In learning, especially learning that leads directly to behavior change, there is often a lot of unlearning that first needs to be done. At the ed school they like to call it "conceptual change", or as I think of it, tearing down your old thoughts and rebuilding them again - different paths and different philosophies on that, but the root of it is twofold:

  • One, that one must see the error of one's ways by seeing just how much it does not make sense.
  • And Two, that this must arise from an "A-ha" moment, not simply from someone else's lecturing but from really thinking about one's own thoughts.

Anything else is likely to only be temporal and surface level, if not outright forced and often begrudgingly so.

I'm sure that spouses and parents can see this clearly, no ed school degree necessary haha

Every thought, every interaction, every response we have to a given situation, every thing that we let influence our lives - that all builds into the structure of our mental repertoire. Slowly, the brick and mortar of self-centeredness, self-sufficiency, and arrogance is scaffolded and fleshed out.

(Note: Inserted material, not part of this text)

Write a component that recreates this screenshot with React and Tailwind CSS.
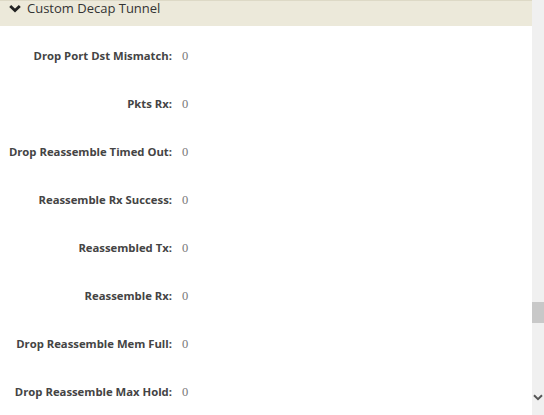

There's a lot yet to tear down. Wow, praise God, that His demolition of these Towers of Babel is loving, and His disciplines trustworthy and kind...

2 Corinthians 7:10

Godly sorrow brings repentance that leads to salvation and leaves no regret, but worldly sorrow brings death.

Monday, July 2, 2012

Jeremiah 17:9-10

The heart is deceitful above all things and beyond cure. Who can understand it? “I the LORD search the heart and examine the mind, to reward each person according to their conduct, according to what their deeds deserve.”